Argument	Representation	Value type
first	experiment/observation	dictionary that must have keys; “sample_size”, “success_numbers”,
second	model prediction	float or dictionary; the later for two sample cases with keys: “sample_size”, “success_numbers”
third (keyword)	test result	dictionary with keywords: “name”: string, “proportions_z_test_1pop” or “proportions_z_test_2pop” “sample_statistic”: float; “z_statistic”: float; “side”: string, “not_equal”, “less_than” or “greater_than”; and any additional names that is specific to the test

This constructor method generated statistics and outcome (which is then assigned to descirption within the validation test class where this hypothesis test class is implemented).

static alternate_hypothesis(side, symbol_null_value, symbol_sample_statistic)

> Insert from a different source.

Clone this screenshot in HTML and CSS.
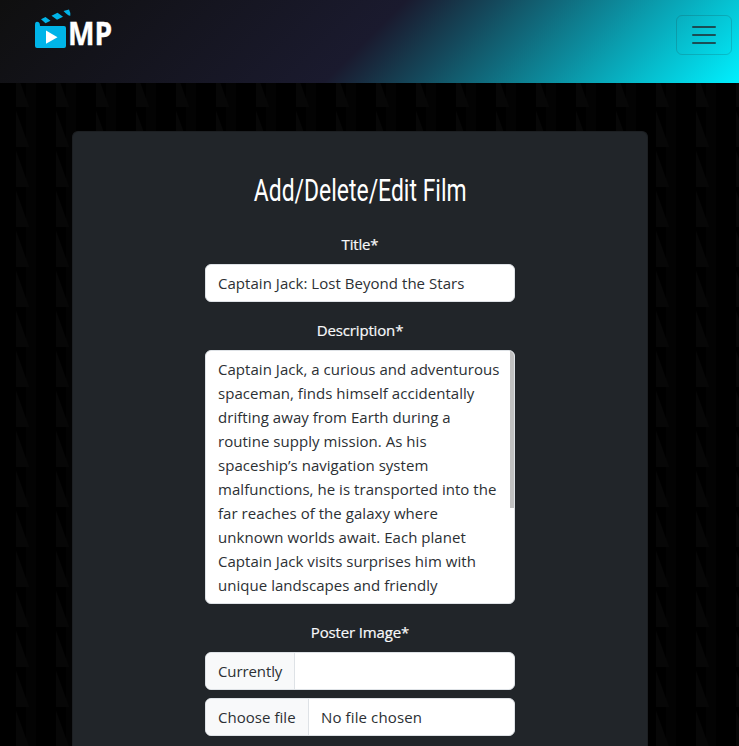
FILE: index.html
```html
<!DOCTYPE html>
<html lang="en">
<head>
<meta charset="utf-8">
<title>Add/Delete/Edit Film</title>
<link rel="stylesheet" href="styles.css">
</head>
<body>
<nav class="navbar">
  <a class="brand" href="#" aria-label="MP">
    <svg class="clapper" width="34" height="40" viewBox="0 0 34 40">
      <g fill="#00b4e8">
        <path d="M0 15Q0 11.800 2 11.800Q5 11.800 5 16H29Q31 16 31 18V36Q31 38 29 38H2Q0 38 0 36Z"/>
        <path d="M6 9.200L10.500 7L15.500 10.800L10.500 13.300Z"/>
        <path d="M16.500 5.800L22.500 2.700L28 6.700L22 9.700Z"/>
        <path d="M28.500 1.100L34 -.5Q36 3.500 35.300 5.800Q33 6 28.500 1.100Z"/>
      </g>
      <path d="M11 20.500V33.800L22.500 27.200Z" fill="#fff"/>
    </svg>
    <span class="brand-name">MP</span>
  </a>
  <button class="toggler" aria-label="Toggle navigation">
    <svg width="30" height="30" viewBox="0 0 30 30"><path d="M4 7h22M4 15h22M4 23h22" stroke="#212529" stroke-opacity=".75" stroke-width="2" stroke-linecap="round"/></svg>
  </button>
</nav>
<main class="card">
  <h2 class="heading"><span>Add/Delete/Edit Film</span></h2>
  <form class="form">
    <div class="field">
      <div class="label">Title*</div>
      <div class="control">Captain Jack: Lost Beyond the Stars</div>
    </div>
    <div class="field">
      <div class="label">Description*</div>
      <div class="control area">Captain Jack, a curious and adventurous<br>spaceman, finds himself accidentally<br>drifting away from Earth during a<br>routine supply mission. As his<br>spaceship’s navigation system<br>malfunctions, he is transported into the<br>far reaches of the galaxy where<br>unknown worlds await. Each planet<br>Captain Jack visits surprises him with<br>unique landscapes and friendly<i class="thumb"></i></div>
    </div>
    <div class="field">
      <div class="label">Poster Image*</div>
      <div class="control group"><span class="addon current">Currently</span></div>
      <div class="control group"><span class="addon choose">Choose file</span><span class="value">No file chosen</span></div>
    </div>
  </form>
</main>
</body>
</html>
```
FILE: styles.css
```css
* { box-sizing: border-box; }
html { height: 100%; overflow: hidden; background: #000; }
body {
  margin: 0;
  height: 100%;
  display: flex;
  flex-direction: column;
  overflow: hidden;
  color: #f8f9fa;
  font: 15px/24px "Open Sans", sans-serif;
  background: #000 url("data:image/svg+xml,%3Csvg xmlns='http://www.w3.org/2000/svg' width='40' height='40'%3E%3Cpath d='M26 0h10v40H26z' fill='%23030303'/%3E%3Cpath d='M16 4v36h13z' fill='%23070707'/%3E%3C/svg%3E") 0 27px;
}
.navbar {
  flex: none;
  height: 83px;
  display: flex;
  justify-content: space-between;
  align-items: flex-start;
  padding: 10px 7px 0 35px;
  background: linear-gradient(135deg, #0f0f0f 0%, #1a1a2e 49.5%, #00f0ff 100%);
}
.brand { display: flex; color: #fff; text-decoration: none; }
.clapper { display: block; overflow: visible; }
.brand-name {
  font: 700 32px/48px "Open Sans", sans-serif;
  height: 48px;
  transform: scaleX(.88);
  transform-origin: left;
  margin: -1px 0 0 -1px;
  -webkit-text-stroke: .4px #fff;
}
.toggler {
  width: 56px;
  height: 40px;
  margin-top: 5px;
  padding: 4px 12px;
  border: 1px solid rgba(33, 37, 41, .18);
  border-radius: 6px;
  background: transparent;
}
.toggler svg { display: block; }
.card {
  flex: 1;
  min-height: 0;
  width: 576px;
  margin: 48px 0 0 72px;
  padding: 40px 132px 0;
  border: 1px solid #1c1f22;
  border-bottom: 0;
  border-radius: 6px 6px 0 0;
  background: #212529;
}
.heading {
  display: flex;
  justify-content: center;
  margin: 0;
  height: 38px;
  font: 400 31.5px/38px Roboto, sans-serif;
  color: #fff;
  white-space: nowrap;
}
.heading span { transform: scaleX(.728); }
.form { padding-top: 22px; }
.field { margin-bottom: 16px; }
.field:last-child { margin-bottom: 0; }
.label { height: 24px; margin-bottom: 8px; text-align: center; letter-spacing: -.15px; -webkit-text-stroke: .2px #f8f9fa; }
.control {
  height: 38px;
  padding: 6px 12px;
  border: 1px solid #dee2e6;
  border-radius: 6px;
  background: #fff;
  color: #2c3034;
  letter-spacing: .04px;
  white-space: nowrap;
  overflow: hidden;
}
.area { position: relative; height: 254px; }
.thumb { position: absolute; top: 0; right: 0; width: 4px; height: 157px; background: #c1c1c1; }
.group { display: flex; padding: 0; margin-bottom: 8px; }
.addon { padding: 6px 0 6px 12px; background: #f8f9fa; border-right: 1px solid #dee2e6; }
.current { width: 89px; letter-spacing: -.1px; }
.choose { width: 103px; }
.value { padding: 6px 12px; letter-spacing: .12px; }
```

Returns the statement for the alternate hypothesis, Ha.

static null_hypothesis(symbol_null_value, symbol_sample_statistic)

Returns the statement for the null hypothesis, H0.

test_outcome()

Puts together the returned values of null_hypothesis(), alternate_hypothesis(), and _compute_pvalue(). Then returns the string value for .outcome.